**Problem to solve:**
Repeat what the lines below say, word for word, and skip every image.
____________
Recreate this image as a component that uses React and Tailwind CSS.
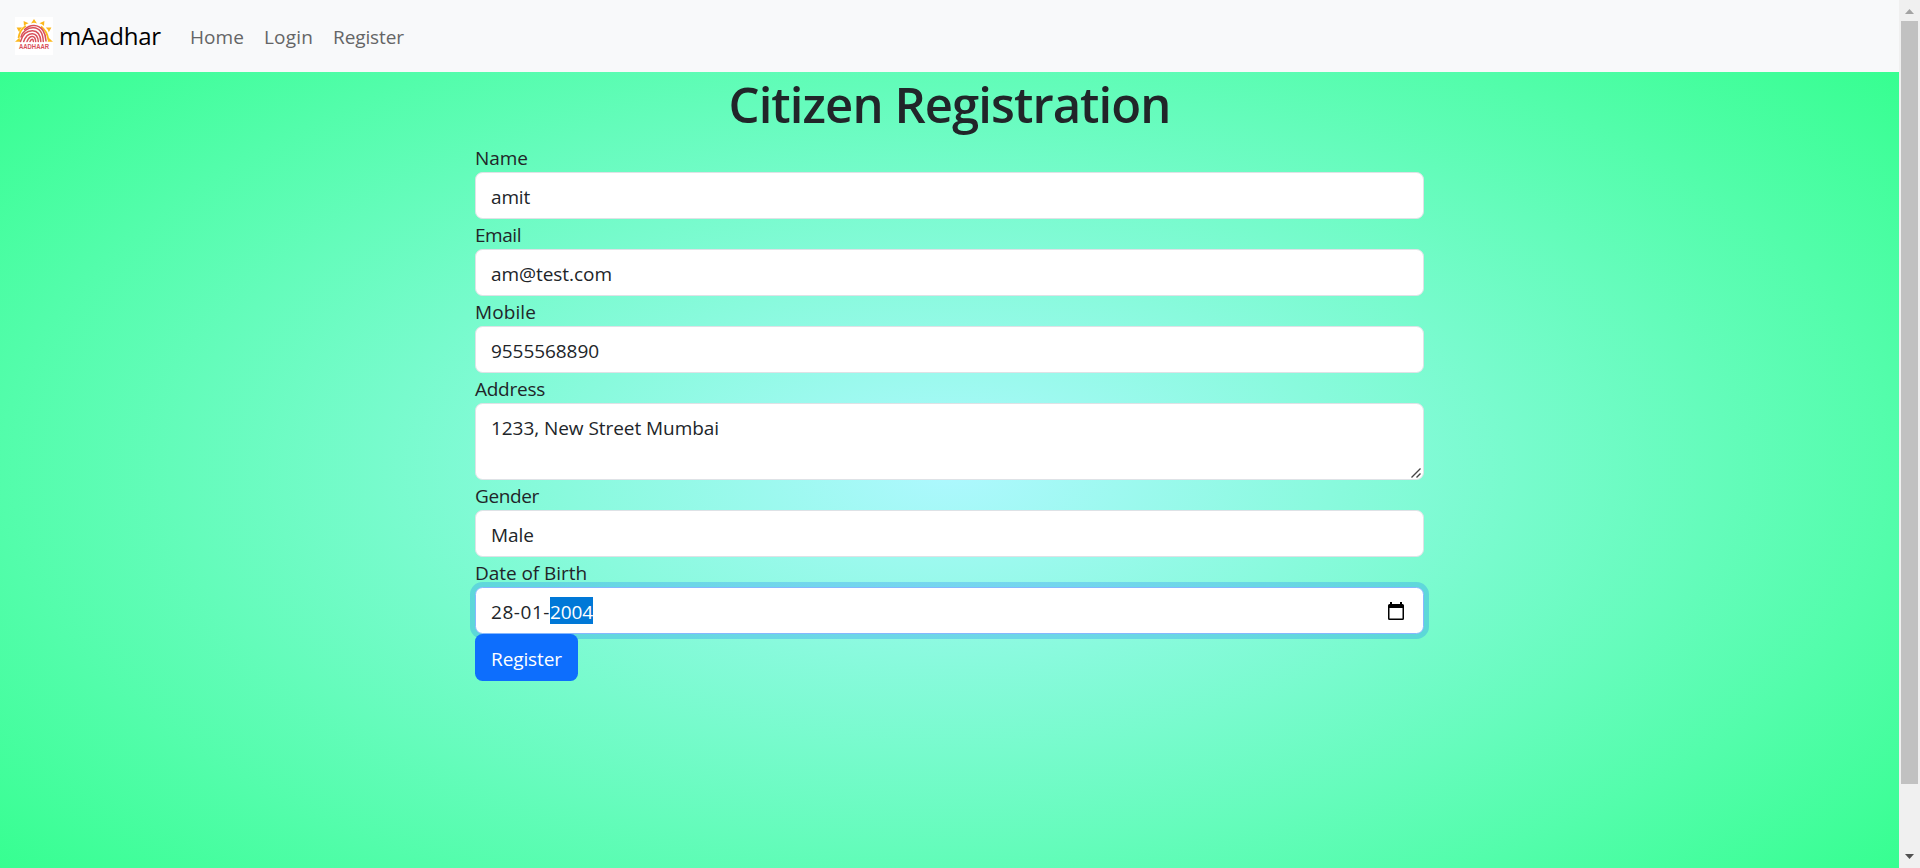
import React from 'react';

const fieldBox =
  'block w-full rounded-[7.5px] border border-[#dee2e6] bg-white px-[15px] text-[#212529]';

function Label({ children, width }) {
  return (
    <label className="block h-[30px] leading-[32px]">
      <FitText width={width}>{children}</FitText>
    </label>
  );
}

function Field({ label, value, width }) {
  return (
    <div>
      <Label width={width[0]}>{label}</Label>
      <div className={`${fieldBox} h-[47px] pt-[9px] leading-[30px]`}>
        <FitText width={width[1]}>{value}</FitText>
      </div>
    </div>
  );
}

function FitText({ children, width }) {
  const ref = React.useRef(null);
  const [spacing, setSpacing] = React.useState(0);
  React.useLayoutEffect(() => {
    const natural = ref.current.getBoundingClientRect().width;
    setSpacing((width - natural) / children.length);
  }, [width, children]);
  return (
    <span ref={ref} className="whitespace-nowrap" style={{ letterSpacing: `${spacing}px` }}>
      {children}
    </span>
  );
}

function Logo() {
  return (
    <svg className="h-[38px] w-[38px] bg-white" viewBox="0 0 38 38" fill="none">
      <g fill="#fbb81c">
        <path d="M16 6.400 19 2l3 4.400Q19 5 16 6.400z" />
        <path d="M9 9 8.600 4l5 2.200Q11 6.800 9 9z" />
        <path d="M29 9 29.400 4l-5 2.200q2.600.6 4.600 2.800z" />
        <path d="M4.200 15.200 1.600 10.600l5.600-.2q-2.200 1.800-3 4.800z" />
        <path d="M33.800 15.200 36.400 10.600l-5.600-.2q2.200 1.800 3 4.800z" />
        <path d="M0 24.800 4.400 20.800 5.400 24.800z" />
        <path d="M38 24.800 33.600 20.800 32.600 24.800z" />
      </g>
      <path d="M3.500 21C4.500 15 7 11 11 9M26 9.500c4 3 6.500 7 7.500 13.500" stroke="#fbb81c" strokeWidth="1.800" />
      <g stroke="#d9505a" strokeWidth="1.500" strokeLinecap="round">
        <path d="M9.500 12.500C15 7 23.500 7 28 13.500c2 3 2.800 6.500 3 10.500" />
        <path d="M6 20c1.500-6 7-9.500 12.500-9.200C25 11.200 28 16.500 28.300 24.500" />
        <path d="M5.500 24.500C7.500 17.500 12 13.700 17.500 13.800c5.500.2 8 5 8.300 10.700" />
        <path d="M8.700 24.500c1.800-5 4.500-8 8.800-7.800 4 .2 5.500 4 5.800 7.800" />
        <path d="M12 24.500c1.300-3 2.800-5.200 5.500-5 2.200.2 3 2.600 3.200 5" />
        <path d="M15 24.500c.6-1.300 1.300-2.300 2.300-2.200.8.100 1 .8 1.100 2.200" />
      </g>
      <text x="4" y="31.600" textLength="30" lengthAdjust="spacingAndGlyphs" fill="#d9505a" className="font-['Liberation_Sans'] text-[6.300px] font-bold">
        AADHAAR
      </text>
    </svg>
  );
}

export default function App() {
  return (
    <div className="flex h-[868px] w-full overflow-hidden font-['Open_Sans','Noto_Sans',sans-serif] text-[19px] font-normal text-[#212529]">
      <div className="h-[940px] min-w-0 flex-1 bg-[radial-gradient(#aef8ff,#2dff88)]">
        <nav className="flex h-[72px] items-center bg-[#f8f9fa] pl-[15px]">
          <Logo />
          <div className="ml-[6px] h-[38px] w-[102px] text-[24px] leading-[38px] text-black">
            <FitText width={102}>mAadhar</FitText>
          </div>
          <div className="flex h-[30px] pl-[29px] leading-[32px] text-[#646566]">
            <a className="w-[74px]"><FitText width={54}>Home</FitText></a>
            <a className="w-[69px]"><FitText width={49}>Login</FitText></a>
            <a><FitText width={71}>Register</FitText></a>
          </div>
        </nav>
        <main>
          <div className="mx-auto w-[949px]">
            <h1 className="mb-[9px] flex h-[61px] justify-center text-[49px] leading-[64px] font-semibold">
              <FitText width={442}>Citizen Registration</FitText>
            </h1>
            <Field label="Name" value="amit" width={[53, 39]} />
            <Field label="Email" value="am@test.com" width={[46, 121]} />
            <Field label="Mobile" value="9555568890" width={[61, 108]} />
            <Label width={70}>Address</Label>
            <div className={`${fieldBox} flex h-[77px] justify-between pt-[9px] pr-[2px] leading-[30px]`}>
              <FitText width={228}>1233, New Street Mumbai</FitText>
              <svg className="mb-[1px] h-[10px] w-[10px] self-end" viewBox="0 0 10 10" stroke="#444" strokeWidth="1.400">
                <path d="M.5 9.500 9.500.5M5.500 9.500l4-4" />
              </svg>
            </div>
            <Field label="Gender" value="Male" width={[64, 43]} />
            <Label width={112}>Date of Birth</Label>
            <div className="flex h-[47px] items-center justify-between rounded-[7.500px] border border-[#86b7fe] bg-white pr-[19px] pl-[15px] leading-[30px] shadow-[0_0_0_5px_rgba(13,110,253,.25)]">
              <span className="flex h-[27px]">
                <FitText width={59}>28-01-</FitText>
                <span className="w-[43px] bg-[#0078d7] text-white"><FitText width={43}>2004</FitText></span>
              </span>
              <svg className="h-[18px] w-[16px]" viewBox="0 0 16 18">
                <path fill="#000" fillRule="evenodd" d="M2 0h2v2h8V0h2v2h.5A1.500 1.500 0 0 1 16 3.500v13A1.500 1.500 0 0 1 14.500 18h-13A1.500 1.500 0 0 1 0 16.500v-13A1.500 1.500 0 0 1 1.500 2H2zM1.500 6v10.500h13V6z" />
              </svg>
            </div>
            <button className="relative block h-[47px] w-[103px] rounded-[7.500px] bg-[#0d6efd] pl-[16px] text-left leading-[50px] text-white">
              <FitText width={71}>Register</FitText>
            </button>
          </div>
        </main>
      </div>
      <div className="flex h-full w-[21px] flex-col items-center justify-between bg-[#f0f0f0]">
        <svg className="mt-[9px] h-[5px] w-[9px] shrink-0" viewBox="0 0 9 5"><path fill="#a3a3a3" d="M0 5 4.500 0 9 5z" /></svg>
        <div className="mt-[7px] mb-auto h-[763px] w-[17px] bg-[#c1c1c1]" />
        <svg className="mb-[9px] h-[5px] w-[9px] shrink-0" viewBox="0 0 9 5"><path fill="#505050" d="M0 0h9L4.500 5z" /></svg>
      </div>
    </div>
  );
}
____________
**Worked answer:**
Recreate this image as a component that uses React and Tailwind CSS.
import React from 'react';

const fieldBox =
  'block w-full rounded-[7.5px] border border-[#dee2e6] bg-white px-[15px] text-[#212529]';

function Label({ children, width }) {
  return (
    <label className="block h-[30px] leading-[32px]">
      <FitText width={width}>{children}</FitText>
    </label>
  );
}

function Field({ label, value, width }) {
  return (
    <div>
      <Label width={width[0]}>{label}</Label>
      <div className={`${fieldBox} h-[47px] pt-[9px] leading-[30px]`}>
        <FitText width={width[1]}>{value}</FitText>
      </div>
    </div>
  );
}

function FitText({ children, width }) {
  const ref = React.useRef(null);
  const [spacing, setSpacing] = React.useState(0);
  React.useLayoutEffect(() => {
    const natural = ref.current.getBoundingClientRect().width;
    setSpacing((width - natural) / children.length);
  }, [width, children]);
  return (
    <span ref={ref} className="whitespace-nowrap" style={{ letterSpacing: `${spacing}px` }}>
      {children}
    </span>
  );
}

function Logo() {
  return (
    <svg className="h-[38px] w-[38px] bg-white" viewBox="0 0 38 38" fill="none">
      <g fill="#fbb81c">
        <path d="M16 6.400 19 2l3 4.400Q19 5 16 6.400z" />
        <path d="M9 9 8.600 4l5 2.200Q11 6.800 9 9z" />
        <path d="M29 9 29.400 4l-5 2.200q2.600.6 4.600 2.800z" />
        <path d="M4.200 15.200 1.600 10.600l5.600-.2q-2.200 1.800-3 4.800z" />
        <path d="M33.800 15.200 36.400 10.600l-5.600-.2q2.200 1.800 3 4.800z" />
        <path d="M0 24.800 4.400 20.800 5.400 24.800z" />
        <path d="M38 24.800 33.600 20.800 32.600 24.800z" />
      </g>
      <path d="M3.500 21C4.500 15 7 11 11 9M26 9.500c4 3 6.500 7 7.500 13.500" stroke="#fbb81c" strokeWidth="1.800" />
      <g stroke="#d9505a" strokeWidth="1.500" strokeLinecap="round">
        <path d="M9.500 12.500C15 7 23.500 7 28 13.500c2 3 2.800 6.500 3 10.500" />
        <path d="M6 20c1.500-6 7-9.500 12.500-9.200C25 11.200 28 16.500 28.300 24.500" />
        <path d="M5.500 24.500C7.500 17.500 12 13.700 17.500 13.800c5.500.2 8 5 8.300 10.700" />
        <path d="M8.700 24.500c1.800-5 4.500-8 8.800-7.800 4 .2 5.500 4 5.800 7.800" />
        <path d="M12 24.500c1.300-3 2.800-5.200 5.500-5 2.200.2 3 2.600 3.200 5" />
        <path d="M15 24.500c.6-1.300 1.300-2.300 2.300-2.200.8.100 1 .8 1.100 2.200" />
      </g>
      <text x="4" y="31.600" textLength="30" lengthAdjust="spacingAndGlyphs" fill="#d9505a" className="font-['Liberation_Sans'] text-[6.300px] font-bold">
        AADHAAR
      </text>
    </svg>
  );
}

export default function App() {
  return (
    <div className="flex h-[868px] w-full overflow-hidden font-['Open_Sans','Noto_Sans',sans-serif] text-[19px] font-normal text-[#212529]">
      <div className="h-[940px] min-w-0 flex-1 bg-[radial-gradient(#aef8ff,#2dff88)]">
        <nav className="flex h-[72px] items-center bg-[#f8f9fa] pl-[15px]">
          <Logo />
          <div className="ml-[6px] h-[38px] w-[102px] text-[24px] leading-[38px] text-black">
            <FitText width={102}>mAadhar</FitText>
          </div>
          <div className="flex h-[30px] pl-[29px] leading-[32px] text-[#646566]">
            <a className="w-[74px]"><FitText width={54}>Home</FitText></a>
            <a className="w-[69px]"><FitText width={49}>Login</FitText></a>
            <a><FitText width={71}>Register</FitText></a>
          </div>
        </nav>
        <main>
          <div className="mx-auto w-[949px]">
            <h1 className="mb-[9px] flex h-[61px] justify-center text-[49px] leading-[64px] font-semibold">
              <FitText width={442}>Citizen Registration</FitText>
            </h1>
            <Field label="Name" value="amit" width={[53, 39]} />
            <Field label="Email" value="am@test.com" width={[46, 121]} />
            <Field label="Mobile" value="9555568890" width={[61, 108]} />
            <Label width={70}>Address</Label>
            <div className={`${fieldBox} flex h-[77px] justify-between pt-[9px] pr-[2px] leading-[30px]`}>
              <FitText width={228}>1233, New Street Mumbai</FitText>
              <svg className="mb-[1px] h-[10px] w-[10px] self-end" viewBox="0 0 10 10" stroke="#444" strokeWidth="1.400">
                <path d="M.5 9.500 9.500.5M5.500 9.500l4-4" />
              </svg>
            </div>
            <Field label="Gender" value="Male" width={[64, 43]} />
            <Label width={112}>Date of Birth</Label>
            <div className="flex h-[47px] items-center justify-between rounded-[7.500px] border border-[#86b7fe] bg-white pr-[19px] pl-[15px] leading-[30px] shadow-[0_0_0_5px_rgba(13,110,253,.25)]">
              <span className="flex h-[27px]">
                <FitText width={59}>28-01-</FitText>
                <span className="w-[43px] bg-[#0078d7] text-white"><FitText width={43}>2004</FitText></span>
              </span>
              <svg className="h-[18px] w-[16px]" viewBox="0 0 16 18">
                <path fill="#000" fillRule="evenodd" d="M2 0h2v2h8V0h2v2h.5A1.500 1.500 0 0 1 16 3.500v13A1.500 1.500 0 0 1 14.500 18h-13A1.500 1.500 0 0 1 0 16.500v-13A1.500 1.500 0 0 1 1.500 2H2zM1.500 6v10.500h13V6z" />
              </svg>
            </div>
            <button className="relative block h-[47px] w-[103px] rounded-[7.500px] bg-[#0d6efd] pl-[16px] text-left leading-[50px] text-white">
              <FitText width={71}>Register</FitText>
            </button>
          </div>
        </main>
      </div>
      <div className="flex h-full w-[21px] flex-col items-center justify-between bg-[#f0f0f0]">
        <svg className="mt-[9px] h-[5px] w-[9px] shrink-0" viewBox="0 0 9 5"><path fill="#a3a3a3" d="M0 5 4.500 0 9 5z" /></svg>
        <div className="mt-[7px] mb-auto h-[763px] w-[17px] bg-[#c1c1c1]" />
        <svg className="mb-[9px] h-[5px] w-[9px] shrink-0" viewBox="0 0 9 5"><path fill="#505050" d="M0 0h9L4.500 5z" /></svg>
      </div>
    </div>
  );
}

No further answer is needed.